In the Mystery of the Eucharist, at the time when the priest, invoking the Holy Spirit upon the offered Gifts, blesses them with the prayer to God the Father: “Make this bread the precious Body of Thy Christ; and that which is in this cup, the precious Blood of Thy Christ; changing them by Thy Holy Spirit”—the bread and wine actually are changed into the Body and Blood by the coming down of the Holy Spirit. After this moment, although our eyes see bread and wine on the Holy Table, in their very essence, invisibly for sensual eyes, this is the true Body and true Blood of the Lord Jesus, only under the “forms” of bread and wine.

In other words, for four hundred years Orthodoxy affirmed the real identification of Christ in language very similar to Roman Catholicism and did not find it necessary to distance itself from Catholicism on this point. I find it strange, therefore, that contemporary Orthodox theologians and apologists now reject transubstantiation as a Western aberration at the very time when Catholic theologians are telling us that the dogma only seeks to state what catholic Christianity has always confessed—namely, that the consecrated bread and wine are the body and blood of Jesus.

18 June 2004

Paul Zahl by Alvin Kimel

Very Rev. Dr. Paul F. M. Zahl. A Short Systematic Theology (2000) and The Protestant Face of Anglicanism (1998), evangelical Anglican, the dean of Trinity Episcopal School for Ministry

Read more http://pontifications.wordpress.com/paul-zahl/

Pentecostalism is another distinct form of the hunger we have seen all along the spectrum of Christian traditions to locate the presence of the risen Christ within space and time. As if that were possible! It is not possible. It is absolutely impossible if we are to take seriously Jesus’ words about worshiping God in spirit and in truth (John 4:24), not to mention the prescript that God is uniquely present only where love exists (1 John 4:7-12). Both the Spirit as the unseen Christ and love as the unseen élan vital of human experience make it impossible to confine God to any form. Objectification is out! God has never existed in form, save during a short period of time from roughly 4 B.C. to A.D. 29. That period is unique, and it cannot be repeated. Would that it could be! (p. 33) ~ Paul Zahl

If objectification in all forms is out, then how are we to understand the presence of the risen Christ in our lives? Dr. Zahl’s answer: Christ is present in his absence! All objectifications of the Lord are illusory, idolatrous attempts “to possess God in human terms.” A mature, adult faith acknowledges the experienced absence of the ascended Christ and the sense of the loss that necessarily accompanies that absence. The Christian lives in “the absence of the tangible and the presence of that absence, as in solitude and a continuing state of loss” (p. 36). Zahl cites the Reformed church interiors of the Dutch artist Pieter Saenredam (1597-1665). The paintings depicting St Bavokerk in Haarlem show a church stripped of all medieval appurtenances, save for a wooden pulpit.
Zahl comments: “There is no preacher in the pulpit. Christianity has become invisible: no mediator! The painting evokes the spiritual, the ‘spirit-and-truth’ Word of Jesus in John 4:24, the finally fully abstracted character of God’s abiding presence with us in the negation of the object” (p. 36).
Zahl urges us to rid ourselves of all mediations of the ascended Lord. We must bravely face the truth that between the ascension and the parousia our relationship to God enjoys an enduring non-mediated character. God is with us always and everywhere, “but not with us now in any particular time or space” (p. 37).
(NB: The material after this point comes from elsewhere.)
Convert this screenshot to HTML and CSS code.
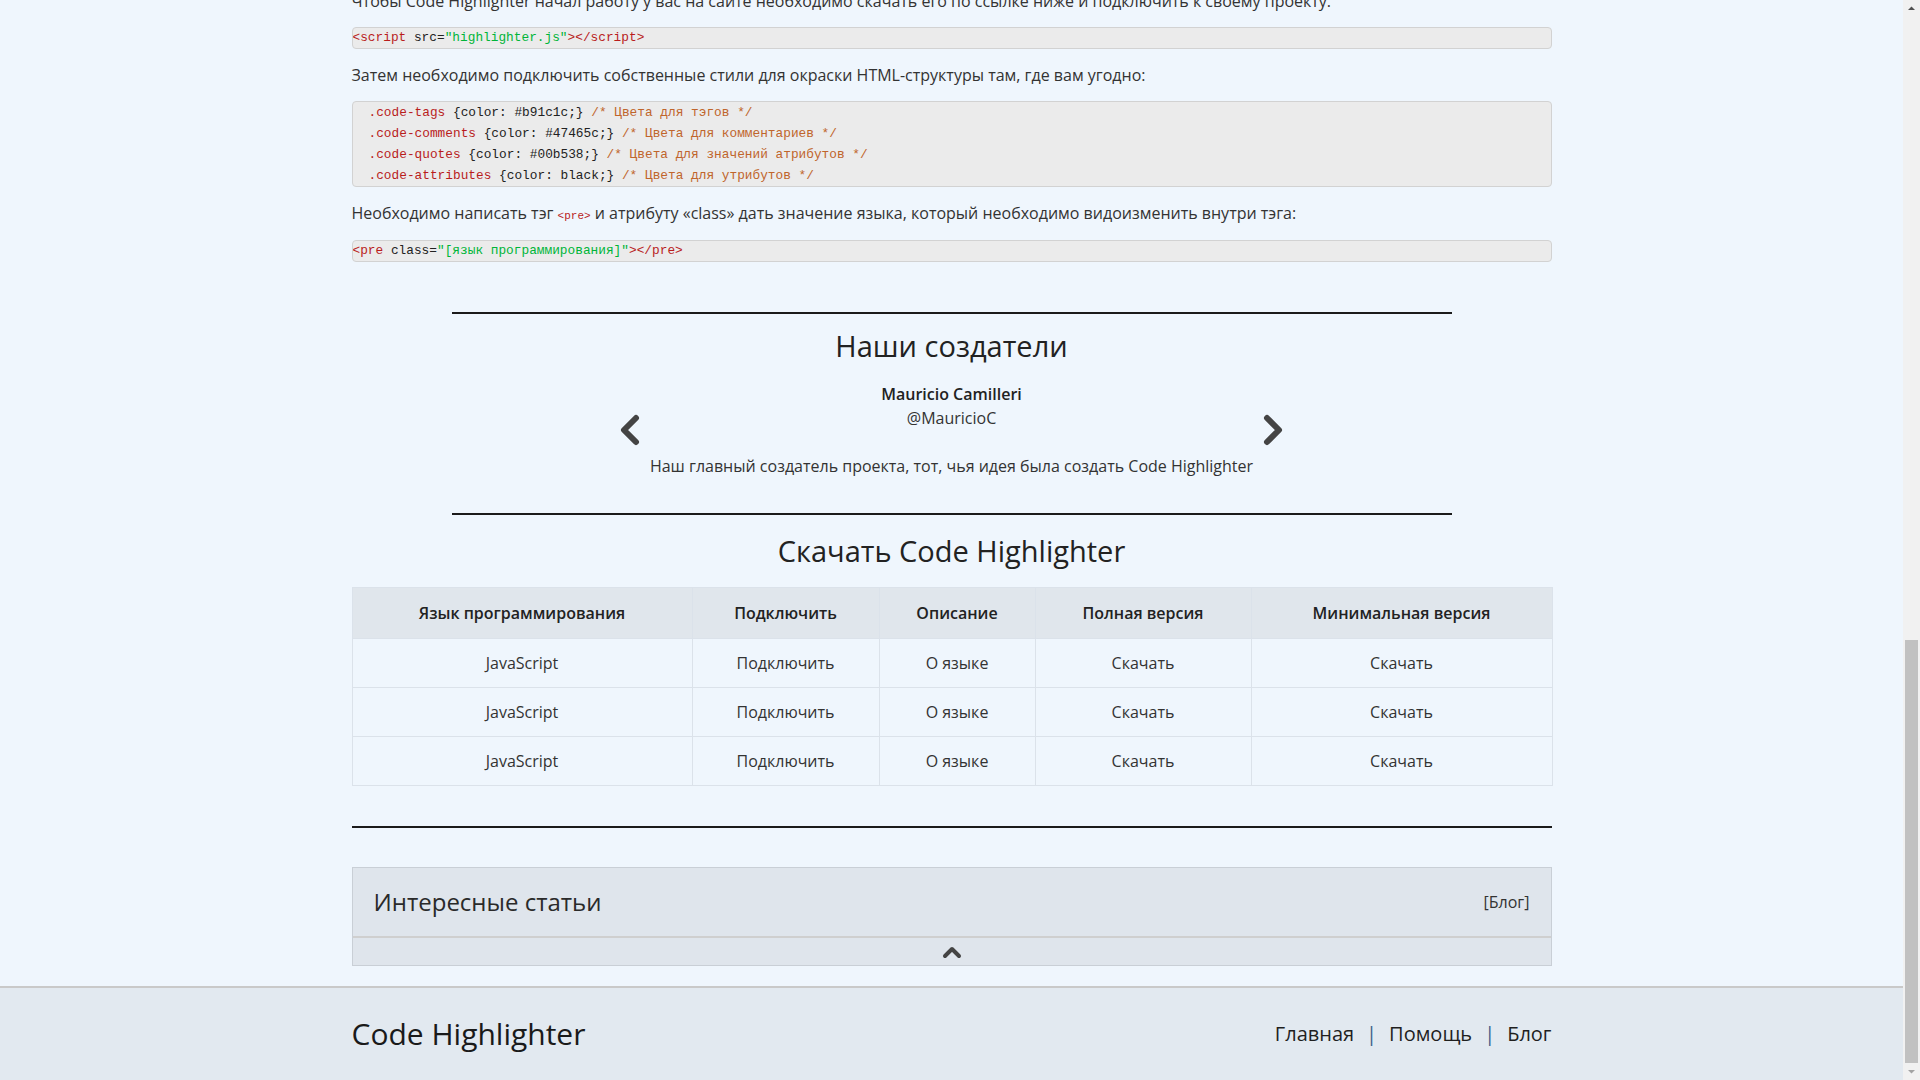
FILE: index.html
```html
<!DOCTYPE html>
<html lang="ru">
<head>
<meta charset="utf-8">
<title>Code Highlighter</title>
<link rel="stylesheet" href="styles.css">
</head>
<body>
<div class="viewport">
  <div class="page">
    <main class="container">
      <p class="text">Чтобы Code Highlighter начал работу у вас на сайте необходимо скачать его по ссылке ниже и подключить к своему проекту.</p>
      <pre class="code single"><span class="c-tag">&lt;script</span> src=<span class="c-str">"highlighter.js"</span><span class="c-tag">&gt;&lt;/script&gt;</span></pre>
      <p class="text">Затем необходимо подключить собственные стили для окраски HTML-структуры там, где вам угодно:</p>
      <pre class="code multi"><span class="line"><span class="c-tag">.code-tags</span> {color: #b91c1c;} <span class="c-com">/* Цвета для тэгов */</span></span><span class="line"><span class="c-tag">.code-comments</span> {color: #47465c;} <span class="c-com">/* Цвета для комментариев */</span></span><span class="line"><span class="c-tag">.code-quotes</span> {color: #00b538;} <span class="c-com">/* Цвета для значений атрибутов */</span></span><span class="line"><span class="c-tag">.code-attributes</span> {color: black;} <span class="c-com">/* Цвета для утрибутов */</span></span></pre>
      <p class="text">Необходимо написать тэг <code class="inline">&lt;pre&gt;</code> и атрибуту «class» дать значение языка, который необходимо видоизменить внутри тэга:</p>
      <pre class="code single code-last"><span class="c-tag">&lt;pre</span> class=<span class="c-str">"[язык программирования]"</span><span class="c-tag">&gt;&lt;/pre&gt;</span></pre>

      <section class="creators">
        <hr class="rule narrow rule-creators">
        <h2 class="title title-creators">Наши создатели</h2>
        <div class="carousel">
          <button class="arrow" aria-label="Назад">
            <svg width="20" height="32" viewBox="0 0 20 32"><polyline points="16,4 4,16 16,28" fill="none" stroke="#444" stroke-width="6" stroke-linecap="round" stroke-linejoin="round"/></svg>
          </button>
          <div class="slide">
            <div class="name">Mauricio Camilleri</div>
            <div class="handle">@MauricioC</div>
            <p class="bio">Наш главный создатель проекта, тот, чья идея была создать Code Highlighter</p>
          </div>
          <button class="arrow" aria-label="Вперёд">
            <svg width="20" height="32" viewBox="0 0 20 32"><polyline points="4,4 16,16 4,28" fill="none" stroke="#444" stroke-width="6" stroke-linecap="round" stroke-linejoin="round"/></svg>
          </button>
        </div>
      </section>

      <section class="download">
        <hr class="rule narrow rule-download">
        <h2 class="title title-download">Скачать Code Highlighter</h2>
        <table class="table">
          <thead>
            <tr>
              <th class="col-lang">Язык программирования</th>
              <th class="col-inc">Подключить</th>
              <th class="col-desc">Описание</th>
              <th class="col-full">Полная версия</th>
              <th class="col-min">Минимальная версия</th>
            </tr>
          </thead>
          <tbody>
            <tr><td>JavaScript</td><td>Подключить</td><td>О языке</td><td>Скачать</td><td>Скачать</td></tr>
            <tr><td>JavaScript</td><td>Подключить</td><td>О языке</td><td>Скачать</td><td>Скачать</td></tr>
            <tr><td>JavaScript</td><td>Подключить</td><td>О языке</td><td>Скачать</td><td>Скачать</td></tr>
          </tbody>
        </table>
      </section>

      <hr class="rule wide">

      <div class="card">
        <div class="card-head">
          <span class="card-title">Интересные статьи</span>
          <span class="card-link">[Блог]</span>
        </div>
        <div class="card-toggle">
          <svg width="22" height="14" viewBox="0 0 22 14"><polyline points="4,11 11,4 18,11" fill="none" stroke="#444" stroke-width="4" stroke-linecap="round" stroke-linejoin="round"/></svg>
        </div>
      </div>
    </main>

    <footer class="footer">
      <div class="footer-inner">
        <span class="brand">Code Highlighter</span>
        <nav class="footer-nav">
          <a class="footer-link">Главная</a>
          <span class="sep">|</span>
          <a class="footer-link">Помощь</a>
          <span class="sep">|</span>
          <a class="footer-link">Блог</a>
        </nav>
      </div>
    </footer>
  </div>

  <div class="scrollbar">
    <div class="sb-btn sb-up"><svg width="17" height="17" viewBox="0 0 17 17"><polygon points="5,10 8.5,6.5 12,10" fill="#505050"/></svg></div>
    <div class="sb-track">
      <div class="sb-space"></div>
      <div class="sb-thumb"></div>
    </div>
    <div class="sb-btn sb-down"><svg width="17" height="17" viewBox="0 0 17 17"><polygon points="5,7 8.5,10.5 12,7" fill="#a3a3a3"/></svg></div>
  </div>
</div>
</body>
</html>
```

FILE: styles.css
```css
* { box-sizing: border-box; }

html, body {
  margin: 0;
  padding: 0;
  height: 100%;
}

body {
  font-family: "Open Sans", "Noto Sans", sans-serif;
  font-size: 16px;
  line-height: 24px;
  color: #333;
  background: #eff6fd;
  overflow: hidden;
}

.viewport {
  display: flex;
  height: 100vh;
}

.page {
  flex: 1;
  display: flex;
  flex-direction: column;
  justify-content: flex-end;
  overflow: hidden;
  background: #eff6fd;
}

.page > * { flex-shrink: 0; }

.container {
  width: 1200px;
  margin: 0 auto 20px;
}

.text {
  margin: 0;
  color: #333;
}

.code {
  margin: 14px 0;
  background: #ebebeb;
  border: 1px solid #d2d2d2;
  border-radius: 4px;
  font-family: "Liberation Mono", "DejaVu Sans Mono", monospace;
  font-size: 12.8px;
  color: #222;
  white-space: pre;
  overflow: hidden;
}

.code.single {
  line-height: 20px;
  padding: 0;
}

.code.code-last {
  margin-top: 12px;
}

.code.multi {
  line-height: 21px;
  padding: 0 0 0 16px;
  display: flex;
  flex-direction: column;
}

.c-tag { color: #b91c1c; }
.c-str { color: #00b538; }
.c-com { color: #c0652b; }

.inline {
  font-family: "Liberation Mono", "DejaVu Sans Mono", monospace;
  font-size: 11px;
  color: #b91c1c;
}

.rule {
  border: 0;
  border-top: 2px solid #1b1b1b;
  margin: 0 auto;
  height: 0;
}

.rule.narrow { width: 1000px; }
.rule.wide { width: 100%; margin-top: 40px; }
.rule-creators { margin-top: 50px; }
.rule-download { margin-top: 35px; }

.title {
  margin: 0;
  font-size: 29px;
  line-height: 40px;
  font-weight: 400;
  color: #222;
  text-align: center;
}

.title-creators { margin-top: 12px; }
.title-download { margin-top: 16px; }

.carousel {
  width: 664px;
  margin: 16px auto 0;
  display: flex;
  align-items: center;
  justify-content: space-between;
}

.arrow {
  background: none;
  border: 0;
  padding: 0;
  width: 20px;
  height: 32px;
  display: flex;
}

.slide {
  text-align: center;
  color: #333;
}

.name {
  font-weight: 600;
  color: #222;
}

.handle { color: #333; }

.bio {
  margin: 24px 0 0;
}

.table {
  width: 1200px;
  margin-top: 16px;
  border-collapse: collapse;
  table-layout: fixed;
  border: 1px solid #dbe2ea;
}

.col-lang { width: 340px; }
.col-inc { width: 187px; }
.col-desc { width: 156px; }
.col-full { width: 216px; }
.col-min { width: 301px; }

.table th {
  background: #e0e6ec;
  color: #222;
  font-weight: 600;
  padding: 13px 8px;
  border-left: 1px solid #dbe2ea;
  text-align: center;
}

.table td {
  padding: 12px 8px;
  text-align: center;
  border: 1px solid #dbe2ea;
  color: #333;
}

.card {
  margin-top: 39px;
  border: 1px solid #c9cfd6;
  background: #dfe5ec;
}

.card-head {
  display: flex;
  align-items: center;
  justify-content: space-between;
  padding: 18px 21px 18px 21px;
}

.card-title {
  font-size: 24px;
  line-height: 32px;
  color: #2a2a2a;
}

.card-link {
  font-size: 16px;
  color: #333;
}

.card-toggle {
  border-top: 2px solid #cfcfcf;
  height: 29px;
  display: flex;
  align-items: center;
  justify-content: center;
}

.footer {
  border-top: 2px solid #c9c9c9;
  background: #e2e9f0;
  height: 94px;
  display: flex;
  align-items: center;
}

.footer-inner {
  width: 1200px;
  margin: 0 auto;
  display: flex;
  align-items: center;
  justify-content: space-between;
}

.brand {
  font-size: 30px;
  line-height: 38px;
  color: #1a1a1a;
}

.footer-nav {
  display: flex;
  align-items: center;
  gap: 12px;
  font-size: 20px;
  line-height: 28px;
}

.footer-link {
  color: #1f1f1f;
  text-decoration: none;
}

.sep {
  color: #3b5f8a;
}

.scrollbar {
  width: 17px;
  flex-shrink: 0;
  background: #f1f1f1;
  display: flex;
  flex-direction: column;
}

.sb-btn {
  height: 17px;
  display: flex;
}

.sb-track {
  flex: 1;
  display: flex;
  flex-direction: column;
  padding: 0 2px;
}

.sb-space { flex: 1; }

.sb-thumb {
  height: 423px;
  background: #c1c1c1;
}
```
..Incarnation, cross, resurrection, ascension, Spirit, preaching, sacrament, Baptism, Eucharist, justification, sanctification, glorification—all are inextricably joined together in the Holy Trinity’s one act of salvation.
At the Colloquy of Marburg, Martin Luther broke the unity of the Reformation. He refused eucharistic fellowship with the Reformed. Why? Because he knew that the differences between Zwingli and himself went to the very heart of the gospel. The God of the Bible, the God who justifies by faith alone, is a God who loves to communicate himself through and in the concrete realities of the world he has made. He is a God of Incarnation and sacrament. He is a God with a body. At this point, Luther remained very much the Catholic.
In the writings of Paul Zahl we meet the modern Anglican equivalent of Ulrich Zwingli. I know that Zahl represents an extreme Protestant position. Most evangelical Anglicans of my acquaintance have a higher, more Calvinistic view of the sacraments. But the iconoclastic voice of Geneva remains strong. Evangelicals still remain alienated from the powerful incarnational vision of Luther. They do not see the deep connection between grace and sacrament. They do not see that their arguments against sacraments are easily turned against the Incarnation itself. They do not see that to divorce the gospel from its ritual embodiments is to construct an unbiblical God, a fleshless God, a graceless God, a very ordinary spiritual God. Mir aber des Gottes nicht!